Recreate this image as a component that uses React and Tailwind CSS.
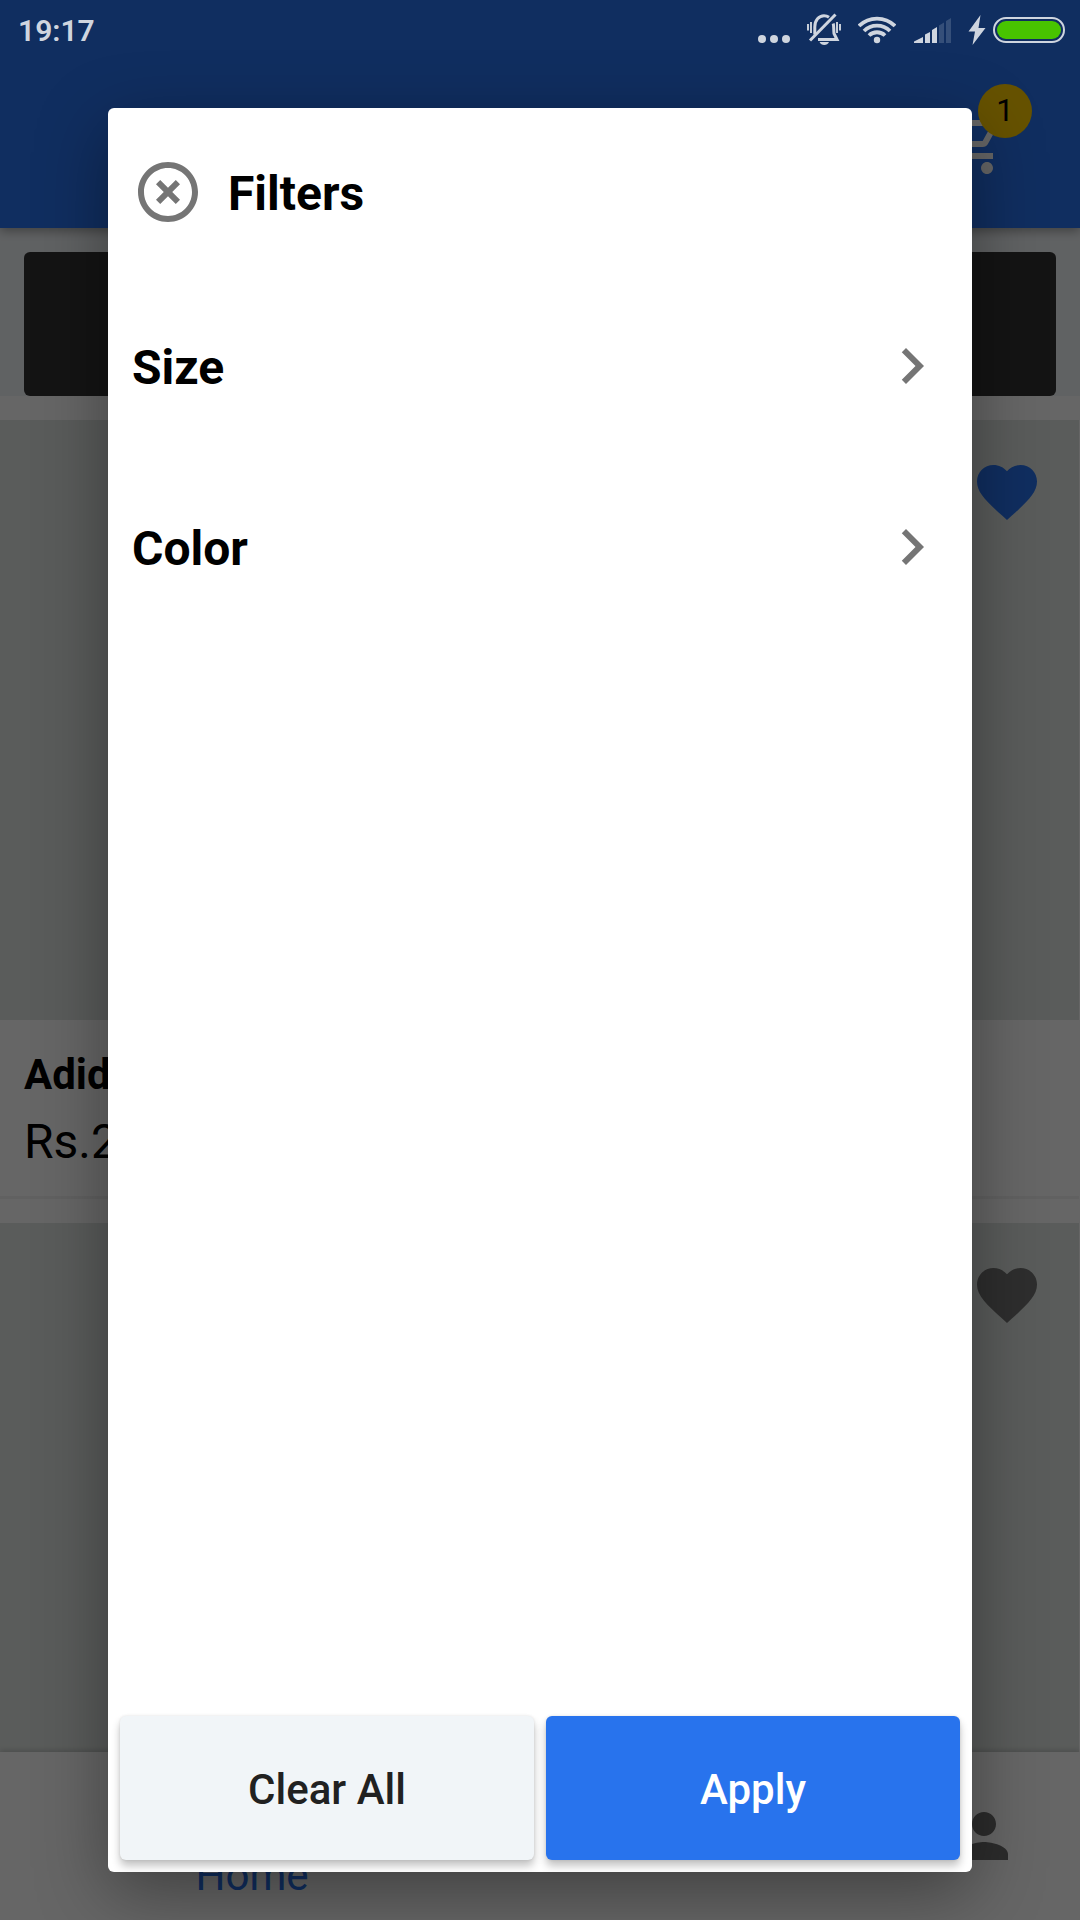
const ICONS = {
  cart: "M15.550 13c.75 0 1.41-.41 1.75-1.03l3.58-6.49A1 1 0 0 0 20.010 4H5.21l-.94-2H1v2h2l3.6 7.590-1.350 2.440C4.520 15.370 5.480 17 7 17h12v-2H7l1.100-2h7.450zM6.160 6h12.150l-2.760 5H8.530L6.160 6zM7 18c-1.1 0-1.99.9-1.99 2S5.9 22 7 22s2-.9 2-2-.9-2-2-2zm10 0c-1.1 0-1.99.9-1.99 2s.89 2 1.99 2 2-.9 2-2-.9-2-2-2z",
  heart: "M12 21.35l-1.45-1.32C5.4 15.36 2 12.28 2 8.5 2 5.42 4.42 3 7.5 3c1.74 0 3.41.81 4.5 2.09C13.09 3.81 14.76 3 16.5 3 19.58 3 22 5.42 22 8.5c0 3.78-3.4 6.86-8.55 11.54L12 21.35z",
  person: "M12 12c2.21 0 4-1.79 4-4s-1.79-4-4-4-4 1.79-4 4 1.79 4 4 4zm0 2c-2.67 0-8 1.34-8 4v2h16v-2c0-2.66-5.33-4-8-4z",
  chevron: "M8.59 16.59L13.17 12 8.59 7.41 10 6l6 6-6 6z",
  close: "M12 20c-4.41 0-8-3.59-8-8s3.59-8 8-8 8 3.59 8 8-3.59 8-8 8m0-18C6.47 2 2 6.47 2 12s4.47 10 10 10 10-4.47 10-10S17.53 2 12 2m2.59 6L12 10.59 9.41 8 8 9.41 10.59 12 8 14.59 9.41 16 12 13.41 14.59 16 16 14.59 13.41 12 16 9.41z",
};

function Icon({ name, className }) {
  return (
    <svg viewBox="0 0 24 24" className={`size-[72px] shrink-0 ${className}`} fill="currentColor">
      <path d={ICONS[name]} />
    </svg>
  );
}

function StatusBar() {
  return (
    <div className="absolute inset-x-0 top-0 flex h-[60px] items-start justify-between pr-[15px] pl-[18px] text-[#cfd5df]">
      <span className="text-[30px] leading-[61px] font-semibold">19:17</span>
      <div className="flex h-[60px]">
        <svg viewBox="18 0 32 60" className="mr-[17px] h-[60px] w-8" fill="currentColor">
          <circle cx="22" cy="39" r="4" />
          <circle cx="34" cy="39" r="4" />
          <circle cx="46" cy="39" r="4" />
        </svg>
        <svg viewBox="67 0 34 60" className="mr-[17px] h-[60px] w-[34px]" fill="none" stroke="currentColor">
          <path d="M74.800 34.500V27C74.800 20 79 15.700 84 15.700C86 15.700 87.500 16.200 89 17.300M93.200 23.500C94 26 93.500 29 94 33.500L97 39.500H78" strokeWidth="3" />
          <path d="M95.500 14.500L70 40.500" strokeWidth="3" />
          <path d="M68 24v6.500M71 22v11M97 22v11M100 24v6.500" strokeWidth="1.900" />
          <path d="M79.500 42h9.500c-1.500 4-8 4-9.500 0z" fill="currentColor" stroke="none" />
        </svg>
        <svg viewBox="118 0 38 60" className="mr-[18px] h-[60px] w-[38px]" fill="none" stroke="currentColor" strokeWidth="3.800">
          <path d="M119 26a25.500 25.500 0 0 1 36 0M124 31a18.500 18.500 0 0 1 26 0M129 35.500a11.500 11.500 0 0 1 16 0" />
          <circle cx="137" cy="40" r="3.200" fill="currentColor" stroke="none" />
        </svg>
        <svg viewBox="174 0 37 60" className="mr-[17px] h-[60px] w-[37px]" fill="currentColor">
          <path d="M174 43v-1.500l9-4.500v6zM185 43v-8.500l5-2.500v11zM192 43V30l5-3v16z" />
          <path d="M199 43V25.500l5-3V43zM206 43V21l5-3v25z" opacity="0.200" />
        </svg>
        <svg viewBox="228 0 18 60" className="mr-[7px] h-[60px] w-[18px]" fill="currentColor">
          <path d="M240.500 15l-12 16.500h6.500l-2.500 13.500 13-17h-7z" />
        </svg>
        <svg viewBox="253 0 72 60" className="h-[60px] w-[72px]">
          <rect x="254" y="18" width="70" height="24" rx="12" fill="none" stroke="currentColor" strokeWidth="2" />
          <rect x="257" y="21" width="64" height="18" rx="9" fill="#48c400" />
        </svg>
      </div>
    </div>
  );
}

function ProductCard({ heart, name, price }) {
  return (
    <div className="mb-6 w-[1079px] border-b-[3px] border-[#f2f2f2] bg-white">
      <div className="flex h-[600px] justify-end bg-[#e1e6e3] pt-9 pr-9">
        <Icon name="heart" className={heart} />
      </div>
      <div className="h-[176px] px-6 pt-[27px]">
        <p className="text-[42px] leading-[56px] font-bold">{name}</p>
        <p className="mt-[7px] text-5xl leading-[64px]">{price}</p>
      </div>
    </div>
  );
}

function Catalogue() {
  return (
    <div className="flex h-full flex-col bg-white text-black">
      <header className="relative z-10 flex h-[228px] shrink-0 justify-end bg-[#2874f0] pt-[108px] pr-[72px] shadow-[0_3px_10px_rgba(0,0,0,0.35)]">
        <Icon name="cart" className="text-white" />
        <span className="absolute top-[84px] right-[48px] flex size-[54px] items-center justify-center rounded-full bg-[#ffcc00] pt-px text-[31px]">
          1
        </span>
      </header>
      <div className="h-[168px] shrink-0 bg-[#f1f5f8] px-6 pt-6">
        <div className="h-[144px] rounded-md bg-[#333333]" />
      </div>
      <main className="min-h-0 flex-1 overflow-hidden pt-6">
        <ProductCard heart="text-[#2874f0]" name="Adidas" price="Rs.2" />
        <ProductCard heart="text-[#737373]" />
      </main>
      <nav className="relative flex h-[168px] shrink-0 bg-white shadow-[0_-1px_6px_rgba(0,0,0,0.2)]">
        <div className="flex w-[504px] items-end justify-center pb-[19px] text-[42px] leading-[50px] text-[#2874f0]">
          Home
        </div>
        <div className="w-48" />
        <div className="w-48" />
        <div className="flex w-48 justify-center pt-12">
          <Icon name="person" className="text-[#6e6e6e]" />
        </div>
      </nav>
    </div>
  );
}

function FilterRow({ label }) {
  return (
    <div className="flex h-[181px] items-center justify-between pr-6 pb-px pl-6">
      <span className="pt-[3px] text-5xl leading-[72px] font-bold">{label}</span>
      <Icon name="chevron" className="text-[#757575]" />
    </div>
  );
}

function FiltersDialog() {
  return (
    <div className="absolute top-[108px] left-[108px] flex h-[1764px] w-[864px] flex-col rounded-md bg-white text-black shadow-[0_20px_70px_rgba(0,0,0,0.38)]">
      <div className="flex h-[168px] items-center gap-6 pl-6">
        <Icon name="close" className="text-[#757575]" />
        <h1 className="pt-[3px] text-5xl leading-[72px] font-bold">Filters</h1>
      </div>
      <FilterRow label="Size" />
      <FilterRow label="Color" />
      <div className="mt-auto flex gap-3 p-3 text-[42px] font-medium">
        <button className="h-[144px] flex-1 rounded-md bg-[#f1f5f8] pt-[3px] text-[#212121] shadow-[0_6px_8px_rgba(0,0,0,0.24),0_0_3px_rgba(0,0,0,0.1)]">
          Clear All
        </button>
        <button className="h-[144px] flex-1 rounded-md bg-[#2873ed] pt-[3px] text-white shadow-[0_6px_8px_rgba(0,0,0,0.24),0_0_3px_rgba(0,0,0,0.1)]">
          Apply
        </button>
      </div>
    </div>
  );
}

export default function App() {
  return (
    <div className="relative h-[1920px] w-[1080px] overflow-hidden font-[Roboto,sans-serif]">
      <Catalogue />
      <div className="absolute inset-0 z-20 bg-black/60">
        <FiltersDialog />
        <StatusBar />
      </div>
    </div>
  );
}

==========

EXERCISE GOAL:
Except for the pictures, print the data above exactly.

TASK RESULT:
Recreate this image as a component that uses React and Tailwind CSS.
const ICONS = {
  cart: "M15.550 13c.75 0 1.41-.41 1.75-1.03l3.58-6.49A1 1 0 0 0 20.010 4H5.21l-.94-2H1v2h2l3.6 7.590-1.350 2.440C4.520 15.370 5.480 17 7 17h12v-2H7l1.100-2h7.450zM6.160 6h12.150l-2.760 5H8.530L6.160 6zM7 18c-1.1 0-1.99.9-1.99 2S5.9 22 7 22s2-.9 2-2-.9-2-2-2zm10 0c-1.1 0-1.99.9-1.99 2s.89 2 1.99 2 2-.9 2-2-.9-2-2-2z",
  heart: "M12 21.35l-1.45-1.32C5.4 15.36 2 12.28 2 8.5 2 5.42 4.42 3 7.5 3c1.74 0 3.41.81 4.5 2.09C13.09 3.81 14.76 3 16.5 3 19.58 3 22 5.42 22 8.5c0 3.78-3.4 6.86-8.55 11.54L12 21.35z",
  person: "M12 12c2.21 0 4-1.79 4-4s-1.79-4-4-4-4 1.79-4 4 1.79 4 4 4zm0 2c-2.67 0-8 1.34-8 4v2h16v-2c0-2.66-5.33-4-8-4z",
  chevron: "M8.59 16.59L13.17 12 8.59 7.41 10 6l6 6-6 6z",
  close: "M12 20c-4.41 0-8-3.59-8-8s3.59-8 8-8 8 3.59 8 8-3.59 8-8 8m0-18C6.47 2 2 6.47 2 12s4.47 10 10 10 10-4.47 10-10S17.53 2 12 2m2.59 6L12 10.59 9.41 8 8 9.41 10.59 12 8 14.59 9.41 16 12 13.41 14.59 16 16 14.59 13.41 12 16 9.41z",
};

function Icon({ name, className }) {
  return (
    <svg viewBox="0 0 24 24" className={`size-[72px] shrink-0 ${className}`} fill="currentColor">
      <path d={ICONS[name]} />
    </svg>
  );
}

function StatusBar() {
  return (
    <div className="absolute inset-x-0 top-0 flex h-[60px] items-start justify-between pr-[15px] pl-[18px] text-[#cfd5df]">
      <span className="text-[30px] leading-[61px] font-semibold">19:17</span>
      <div className="flex h-[60px]">
        <svg viewBox="18 0 32 60" className="mr-[17px] h-[60px] w-8" fill="currentColor">
          <circle cx="22" cy="39" r="4" />
          <circle cx="34" cy="39" r="4" />
          <circle cx="46" cy="39" r="4" />
        </svg>
        <svg viewBox="67 0 34 60" className="mr-[17px] h-[60px] w-[34px]" fill="none" stroke="currentColor">
          <path d="M74.800 34.500V27C74.800 20 79 15.700 84 15.700C86 15.700 87.500 16.200 89 17.300M93.200 23.500C94 26 93.500 29 94 33.500L97 39.500H78" strokeWidth="3" />
          <path d="M95.500 14.500L70 40.500" strokeWidth="3" />
          <path d="M68 24v6.500M71 22v11M97 22v11M100 24v6.500" strokeWidth="1.900" />
          <path d="M79.500 42h9.500c-1.500 4-8 4-9.500 0z" fill="currentColor" stroke="none" />
        </svg>
        <svg viewBox="118 0 38 60" className="mr-[18px] h-[60px] w-[38px]" fill="none" stroke="currentColor" strokeWidth="3.800">
          <path d="M119 26a25.500 25.500 0 0 1 36 0M124 31a18.500 18.500 0 0 1 26 0M129 35.500a11.500 11.500 0 0 1 16 0" />
          <circle cx="137" cy="40" r="3.200" fill="currentColor" stroke="none" />
        </svg>
        <svg viewBox="174 0 37 60" className="mr-[17px] h-[60px] w-[37px]" fill="currentColor">
          <path d="M174 43v-1.500l9-4.500v6zM185 43v-8.500l5-2.500v11zM192 43V30l5-3v16z" />
          <path d="M199 43V25.500l5-3V43zM206 43V21l5-3v25z" opacity="0.200" />
        </svg>
        <svg viewBox="228 0 18 60" className="mr-[7px] h-[60px] w-[18px]" fill="currentColor">
          <path d="M240.500 15l-12 16.500h6.500l-2.500 13.500 13-17h-7z" />
        </svg>
        <svg viewBox="253 0 72 60" className="h-[60px] w-[72px]">
          <rect x="254" y="18" width="70" height="24" rx="12" fill="none" stroke="currentColor" strokeWidth="2" />
          <rect x="257" y="21" width="64" height="18" rx="9" fill="#48c400" />
        </svg>
      </div>
    </div>
  );
}

function ProductCard({ heart, name, price }) {
  return (
    <div className="mb-6 w-[1079px] border-b-[3px] border-[#f2f2f2] bg-white">
      <div className="flex h-[600px] justify-end bg-[#e1e6e3] pt-9 pr-9">
        <Icon name="heart" className={heart} />
      </div>
      <div className="h-[176px] px-6 pt-[27px]">
        <p className="text-[42px] leading-[56px] font-bold">{name}</p>
        <p className="mt-[7px] text-5xl leading-[64px]">{price}</p>
      </div>
    </div>
  );
}

function Catalogue() {
  return (
    <div className="flex h-full flex-col bg-white text-black">
      <header className="relative z-10 flex h-[228px] shrink-0 justify-end bg-[#2874f0] pt-[108px] pr-[72px] shadow-[0_3px_10px_rgba(0,0,0,0.35)]">
        <Icon name="cart" className="text-white" />
        <span className="absolute top-[84px] right-[48px] flex size-[54px] items-center justify-center rounded-full bg-[#ffcc00] pt-px text-[31px]">
          1
        </span>
      </header>
      <div className="h-[168px] shrink-0 bg-[#f1f5f8] px-6 pt-6">
        <div className="h-[144px] rounded-md bg-[#333333]" />
      </div>
      <main className="min-h-0 flex-1 overflow-hidden pt-6">
        <ProductCard heart="text-[#2874f0]" name="Adidas" price="Rs.2" />
        <ProductCard heart="text-[#737373]" />
      </main>
      <nav className="relative flex h-[168px] shrink-0 bg-white shadow-[0_-1px_6px_rgba(0,0,0,0.2)]">
        <div className="flex w-[504px] items-end justify-center pb-[19px] text-[42px] leading-[50px] text-[#2874f0]">
          Home
        </div>
        <div className="w-48" />
        <div className="w-48" />
        <div className="flex w-48 justify-center pt-12">
          <Icon name="person" className="text-[#6e6e6e]" />
        </div>
      </nav>
    </div>
  );
}

function FilterRow({ label }) {
  return (
    <div className="flex h-[181px] items-center justify-between pr-6 pb-px pl-6">
      <span className="pt-[3px] text-5xl leading-[72px] font-bold">{label}</span>
      <Icon name="chevron" className="text-[#757575]" />
    </div>
  );
}

function FiltersDialog() {
  return (
    <div className="absolute top-[108px] left-[108px] flex h-[1764px] w-[864px] flex-col rounded-md bg-white text-black shadow-[0_20px_70px_rgba(0,0,0,0.38)]">
      <div className="flex h-[168px] items-center gap-6 pl-6">
        <Icon name="close" className="text-[#757575]" />
        <h1 className="pt-[3px] text-5xl leading-[72px] font-bold">Filters</h1>
      </div>
      <FilterRow label="Size" />
      <FilterRow label="Color" />
      <div className="mt-auto flex gap-3 p-3 text-[42px] font-medium">
        <button className="h-[144px] flex-1 rounded-md bg-[#f1f5f8] pt-[3px] text-[#212121] shadow-[0_6px_8px_rgba(0,0,0,0.24),0_0_3px_rgba(0,0,0,0.1)]">
          Clear All
        </button>
        <button className="h-[144px] flex-1 rounded-md bg-[#2873ed] pt-[3px] text-white shadow-[0_6px_8px_rgba(0,0,0,0.24),0_0_3px_rgba(0,0,0,0.1)]">
          Apply
        </button>
      </div>
    </div>
  );
}

export default function App() {
  return (
    <div className="relative h-[1920px] w-[1080px] overflow-hidden font-[Roboto,sans-serif]">
      <Catalogue />
      <div className="absolute inset-0 z-20 bg-black/60">
        <FiltersDialog />
        <StatusBar />
      </div>
    </div>
  );
}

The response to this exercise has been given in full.